■ **WRITTEN REQUEST**
Every line below is to be copied exactly, with the pictures left out.

>> Start DATA SECTION

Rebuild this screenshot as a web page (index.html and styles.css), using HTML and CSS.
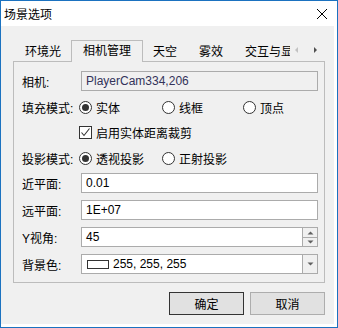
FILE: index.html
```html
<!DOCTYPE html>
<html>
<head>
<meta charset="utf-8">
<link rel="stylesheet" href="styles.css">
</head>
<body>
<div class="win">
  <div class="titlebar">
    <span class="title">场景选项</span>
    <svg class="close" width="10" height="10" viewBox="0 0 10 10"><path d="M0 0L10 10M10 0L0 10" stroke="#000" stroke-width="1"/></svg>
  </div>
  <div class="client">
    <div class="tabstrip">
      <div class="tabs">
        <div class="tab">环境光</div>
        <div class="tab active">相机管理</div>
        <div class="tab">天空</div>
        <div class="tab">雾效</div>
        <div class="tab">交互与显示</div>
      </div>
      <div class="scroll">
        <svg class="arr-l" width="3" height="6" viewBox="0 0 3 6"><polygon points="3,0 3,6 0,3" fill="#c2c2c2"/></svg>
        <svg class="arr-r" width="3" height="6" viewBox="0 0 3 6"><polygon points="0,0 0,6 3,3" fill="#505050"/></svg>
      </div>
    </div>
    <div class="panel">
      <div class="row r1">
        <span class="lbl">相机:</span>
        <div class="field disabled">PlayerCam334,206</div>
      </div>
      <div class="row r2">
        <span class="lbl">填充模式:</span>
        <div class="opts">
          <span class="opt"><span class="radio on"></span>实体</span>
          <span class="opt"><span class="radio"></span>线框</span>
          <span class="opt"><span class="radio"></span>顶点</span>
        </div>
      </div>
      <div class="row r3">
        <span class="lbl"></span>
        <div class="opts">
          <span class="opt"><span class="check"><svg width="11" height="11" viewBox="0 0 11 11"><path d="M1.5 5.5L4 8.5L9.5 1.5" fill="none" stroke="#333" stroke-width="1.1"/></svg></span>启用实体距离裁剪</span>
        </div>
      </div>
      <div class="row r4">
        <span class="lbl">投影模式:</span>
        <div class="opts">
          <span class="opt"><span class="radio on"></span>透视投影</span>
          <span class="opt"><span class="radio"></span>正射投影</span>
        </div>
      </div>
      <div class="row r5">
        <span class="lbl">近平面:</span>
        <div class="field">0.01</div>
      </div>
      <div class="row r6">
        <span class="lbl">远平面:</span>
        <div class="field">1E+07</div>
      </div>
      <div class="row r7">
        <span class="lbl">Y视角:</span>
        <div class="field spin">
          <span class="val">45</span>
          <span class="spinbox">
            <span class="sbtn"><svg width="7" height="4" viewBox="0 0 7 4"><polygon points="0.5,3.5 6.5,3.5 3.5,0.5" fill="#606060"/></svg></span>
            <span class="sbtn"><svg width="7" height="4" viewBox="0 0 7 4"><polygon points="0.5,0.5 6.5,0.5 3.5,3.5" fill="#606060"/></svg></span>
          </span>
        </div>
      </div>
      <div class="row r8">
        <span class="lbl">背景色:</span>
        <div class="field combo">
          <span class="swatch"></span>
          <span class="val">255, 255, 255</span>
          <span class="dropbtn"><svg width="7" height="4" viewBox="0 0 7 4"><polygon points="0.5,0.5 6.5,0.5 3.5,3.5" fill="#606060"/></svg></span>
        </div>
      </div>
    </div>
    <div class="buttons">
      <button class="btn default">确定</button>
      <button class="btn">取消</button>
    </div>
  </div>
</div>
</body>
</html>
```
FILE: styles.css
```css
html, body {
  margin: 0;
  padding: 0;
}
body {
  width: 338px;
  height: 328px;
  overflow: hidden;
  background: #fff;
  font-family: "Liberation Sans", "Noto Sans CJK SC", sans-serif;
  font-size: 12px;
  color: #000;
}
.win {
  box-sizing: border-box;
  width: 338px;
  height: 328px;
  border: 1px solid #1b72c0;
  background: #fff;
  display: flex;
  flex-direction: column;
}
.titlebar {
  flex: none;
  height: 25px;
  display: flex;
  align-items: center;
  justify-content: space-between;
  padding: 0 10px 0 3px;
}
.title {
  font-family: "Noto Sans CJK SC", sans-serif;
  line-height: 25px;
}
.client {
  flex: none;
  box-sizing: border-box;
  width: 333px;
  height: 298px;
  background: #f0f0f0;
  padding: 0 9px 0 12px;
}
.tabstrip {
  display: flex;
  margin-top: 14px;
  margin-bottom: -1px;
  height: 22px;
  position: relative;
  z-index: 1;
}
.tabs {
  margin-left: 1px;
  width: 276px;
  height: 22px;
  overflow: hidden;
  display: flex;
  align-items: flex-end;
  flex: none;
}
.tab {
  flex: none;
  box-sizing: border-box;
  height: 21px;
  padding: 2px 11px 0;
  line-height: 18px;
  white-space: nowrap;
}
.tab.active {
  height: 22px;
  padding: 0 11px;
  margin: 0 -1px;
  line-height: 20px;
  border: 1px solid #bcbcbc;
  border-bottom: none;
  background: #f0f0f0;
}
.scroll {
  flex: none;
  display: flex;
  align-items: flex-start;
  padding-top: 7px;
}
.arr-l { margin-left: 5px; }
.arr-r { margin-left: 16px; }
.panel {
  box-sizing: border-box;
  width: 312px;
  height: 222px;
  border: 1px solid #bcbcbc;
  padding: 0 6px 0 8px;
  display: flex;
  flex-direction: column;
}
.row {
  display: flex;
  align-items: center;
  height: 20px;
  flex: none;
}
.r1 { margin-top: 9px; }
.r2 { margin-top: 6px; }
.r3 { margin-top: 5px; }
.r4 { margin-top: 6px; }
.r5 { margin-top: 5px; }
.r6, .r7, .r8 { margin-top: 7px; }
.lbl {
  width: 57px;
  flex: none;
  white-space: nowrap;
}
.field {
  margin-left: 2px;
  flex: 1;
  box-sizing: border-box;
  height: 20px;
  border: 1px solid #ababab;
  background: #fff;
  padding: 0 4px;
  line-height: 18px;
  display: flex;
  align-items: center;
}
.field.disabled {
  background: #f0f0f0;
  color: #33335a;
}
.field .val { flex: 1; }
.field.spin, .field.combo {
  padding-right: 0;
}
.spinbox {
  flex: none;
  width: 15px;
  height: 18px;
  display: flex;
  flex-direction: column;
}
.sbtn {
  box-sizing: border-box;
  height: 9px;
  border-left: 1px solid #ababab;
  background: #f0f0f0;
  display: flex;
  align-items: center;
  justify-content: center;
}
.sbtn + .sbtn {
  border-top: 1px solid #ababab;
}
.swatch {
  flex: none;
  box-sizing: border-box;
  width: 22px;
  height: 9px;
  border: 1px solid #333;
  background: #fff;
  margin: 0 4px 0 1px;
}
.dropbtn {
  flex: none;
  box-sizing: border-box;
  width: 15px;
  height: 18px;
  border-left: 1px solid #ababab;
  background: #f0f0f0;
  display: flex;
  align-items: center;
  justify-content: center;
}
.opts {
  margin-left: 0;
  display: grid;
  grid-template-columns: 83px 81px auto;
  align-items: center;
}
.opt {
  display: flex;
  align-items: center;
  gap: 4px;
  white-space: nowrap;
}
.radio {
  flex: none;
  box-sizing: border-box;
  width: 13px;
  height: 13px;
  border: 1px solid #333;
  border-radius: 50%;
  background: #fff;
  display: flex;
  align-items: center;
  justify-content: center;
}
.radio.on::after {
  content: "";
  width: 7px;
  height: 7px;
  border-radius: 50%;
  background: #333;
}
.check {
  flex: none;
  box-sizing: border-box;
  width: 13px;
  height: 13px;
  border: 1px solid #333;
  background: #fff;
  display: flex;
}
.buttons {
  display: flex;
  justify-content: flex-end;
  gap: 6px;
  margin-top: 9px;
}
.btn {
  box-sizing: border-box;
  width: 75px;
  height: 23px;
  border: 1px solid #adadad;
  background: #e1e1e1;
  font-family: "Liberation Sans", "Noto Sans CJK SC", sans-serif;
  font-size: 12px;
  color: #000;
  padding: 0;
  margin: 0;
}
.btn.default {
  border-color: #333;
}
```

>> End DATA SECTION

■ **SOLUTION TO THIS EXERCISE**
Rebuild this screenshot as a web page (index.html and styles.css), using HTML and CSS.
FILE: index.html
```html
<!DOCTYPE html>
<html>
<head>
<meta charset="utf-8">
<link rel="stylesheet" href="styles.css">
</head>
<body>
<div class="win">
  <div class="titlebar">
    <span class="title">场景选项</span>
    <svg class="close" width="10" height="10" viewBox="0 0 10 10"><path d="M0 0L10 10M10 0L0 10" stroke="#000" stroke-width="1"/></svg>
  </div>
  <div class="client">
    <div class="tabstrip">
      <div class="tabs">
        <div class="tab">环境光</div>
        <div class="tab active">相机管理</div>
        <div class="tab">天空</div>
        <div class="tab">雾效</div>
        <div class="tab">交互与显示</div>
      </div>
      <div class="scroll">
        <svg class="arr-l" width="3" height="6" viewBox="0 0 3 6"><polygon points="3,0 3,6 0,3" fill="#c2c2c2"/></svg>
        <svg class="arr-r" width="3" height="6" viewBox="0 0 3 6"><polygon points="0,0 0,6 3,3" fill="#505050"/></svg>
      </div>
    </div>
    <div class="panel">
      <div class="row r1">
        <span class="lbl">相机:</span>
        <div class="field disabled">PlayerCam334,206</div>
      </div>
      <div class="row r2">
        <span class="lbl">填充模式:</span>
        <div class="opts">
          <span class="opt"><span class="radio on"></span>实体</span>
          <span class="opt"><span class="radio"></span>线框</span>
          <span class="opt"><span class="radio"></span>顶点</span>
        </div>
      </div>
      <div class="row r3">
        <span class="lbl"></span>
        <div class="opts">
          <span class="opt"><span class="check"><svg width="11" height="11" viewBox="0 0 11 11"><path d="M1.5 5.5L4 8.5L9.5 1.5" fill="none" stroke="#333" stroke-width="1.1"/></svg></span>启用实体距离裁剪</span>
        </div>
      </div>
      <div class="row r4">
        <span class="lbl">投影模式:</span>
        <div class="opts">
          <span class="opt"><span class="radio on"></span>透视投影</span>
          <span class="opt"><span class="radio"></span>正射投影</span>
        </div>
      </div>
      <div class="row r5">
        <span class="lbl">近平面:</span>
        <div class="field">0.01</div>
      </div>
      <div class="row r6">
        <span class="lbl">远平面:</span>
        <div class="field">1E+07</div>
      </div>
      <div class="row r7">
        <span class="lbl">Y视角:</span>
        <div class="field spin">
          <span class="val">45</span>
          <span class="spinbox">
            <span class="sbtn"><svg width="7" height="4" viewBox="0 0 7 4"><polygon points="0.5,3.5 6.5,3.5 3.5,0.5" fill="#606060"/></svg></span>
            <span class="sbtn"><svg width="7" height="4" viewBox="0 0 7 4"><polygon points="0.5,0.5 6.5,0.5 3.5,3.5" fill="#606060"/></svg></span>
          </span>
        </div>
      </div>
      <div class="row r8">
        <span class="lbl">背景色:</span>
        <div class="field combo">
          <span class="swatch"></span>
          <span class="val">255, 255, 255</span>
          <span class="dropbtn"><svg width="7" height="4" viewBox="0 0 7 4"><polygon points="0.5,0.5 6.5,0.5 3.5,3.5" fill="#606060"/></svg></span>
        </div>
      </div>
    </div>
    <div class="buttons">
      <button class="btn default">确定</button>
      <button class="btn">取消</button>
    </div>
  </div>
</div>
</body>
</html>
```
FILE: styles.css
```css
html, body {
  margin: 0;
  padding: 0;
}
body {
  width: 338px;
  height: 328px;
  overflow: hidden;
  background: #fff;
  font-family: "Liberation Sans", "Noto Sans CJK SC", sans-serif;
  font-size: 12px;
  color: #000;
}
.win {
  box-sizing: border-box;
  width: 338px;
  height: 328px;
  border: 1px solid #1b72c0;
  background: #fff;
  display: flex;
  flex-direction: column;
}
.titlebar {
  flex: none;
  height: 25px;
  display: flex;
  align-items: center;
  justify-content: space-between;
  padding: 0 10px 0 3px;
}
.title {
  font-family: "Noto Sans CJK SC", sans-serif;
  line-height: 25px;
}
.client {
  flex: none;
  box-sizing: border-box;
  width: 333px;
  height: 298px;
  background: #f0f0f0;
  padding: 0 9px 0 12px;
}
.tabstrip {
  display: flex;
  margin-top: 14px;
  margin-bottom: -1px;
  height: 22px;
  position: relative;
  z-index: 1;
}
.tabs {
  margin-left: 1px;
  width: 276px;
  height: 22px;
  overflow: hidden;
  display: flex;
  align-items: flex-end;
  flex: none;
}
.tab {
  flex: none;
  box-sizing: border-box;
  height: 21px;
  padding: 2px 11px 0;
  line-height: 18px;
  white-space: nowrap;
}
.tab.active {
  height: 22px;
  padding: 0 11px;
  margin: 0 -1px;
  line-height: 20px;
  border: 1px solid #bcbcbc;
  border-bottom: none;
  background: #f0f0f0;
}
.scroll {
  flex: none;
  display: flex;
  align-items: flex-start;
  padding-top: 7px;
}
.arr-l { margin-left: 5px; }
.arr-r { margin-left: 16px; }
.panel {
  box-sizing: border-box;
  width: 312px;
  height: 222px;
  border: 1px solid #bcbcbc;
  padding: 0 6px 0 8px;
  display: flex;
  flex-direction: column;
}
.row {
  display: flex;
  align-items: center;
  height: 20px;
  flex: none;
}
.r1 { margin-top: 9px; }
.r2 { margin-top: 6px; }
.r3 { margin-top: 5px; }
.r4 { margin-top: 6px; }
.r5 { margin-top: 5px; }
.r6, .r7, .r8 { margin-top: 7px; }
.lbl {
  width: 57px;
  flex: none;
  white-space: nowrap;
}
.field {
  margin-left: 2px;
  flex: 1;
  box-sizing: border-box;
  height: 20px;
  border: 1px solid #ababab;
  background: #fff;
  padding: 0 4px;
  line-height: 18px;
  display: flex;
  align-items: center;
}
.field.disabled {
  background: #f0f0f0;
  color: #33335a;
}
.field .val { flex: 1; }
.field.spin, .field.combo {
  padding-right: 0;
}
.spinbox {
  flex: none;
  width: 15px;
  height: 18px;
  display: flex;
  flex-direction: column;
}
.sbtn {
  box-sizing: border-box;
  height: 9px;
  border-left: 1px solid #ababab;
  background: #f0f0f0;
  display: flex;
  align-items: center;
  justify-content: center;
}
.sbtn + .sbtn {
  border-top: 1px solid #ababab;
}
.swatch {
  flex: none;
  box-sizing: border-box;
  width: 22px;
  height: 9px;
  border: 1px solid #333;
  background: #fff;
  margin: 0 4px 0 1px;
}
.dropbtn {
  flex: none;
  box-sizing: border-box;
  width: 15px;
  height: 18px;
  border-left: 1px solid #ababab;
  background: #f0f0f0;
  display: flex;
  align-items: center;
  justify-content: center;
}
.opts {
  margin-left: 0;
  display: grid;
  grid-template-columns: 83px 81px auto;
  align-items: center;
}
.opt {
  display: flex;
  align-items: center;
  gap: 4px;
  white-space: nowrap;
}
.radio {
  flex: none;
  box-sizing: border-box;
  width: 13px;
  height: 13px;
  border: 1px solid #333;
  border-radius: 50%;
  background: #fff;
  display: flex;
  align-items: center;
  justify-content: center;
}
.radio.on::after {
  content: "";
  width: 7px;
  height: 7px;
  border-radius: 50%;
  background: #333;
}
.check {
  flex: none;
  box-sizing: border-box;
  width: 13px;
  height: 13px;
  border: 1px solid #333;
  background: #fff;
  display: flex;
}
.buttons {
  display: flex;
  justify-content: flex-end;
  gap: 6px;
  margin-top: 9px;
}
.btn {
  box-sizing: border-box;
  width: 75px;
  height: 23px;
  border: 1px solid #adadad;
  background: #e1e1e1;
  font-family: "Liberation Sans", "Noto Sans CJK SC", sans-serif;
  font-size: 12px;
  color: #000;
  padding: 0;
  margin: 0;
}
.btn.default {
  border-color: #333;
}
```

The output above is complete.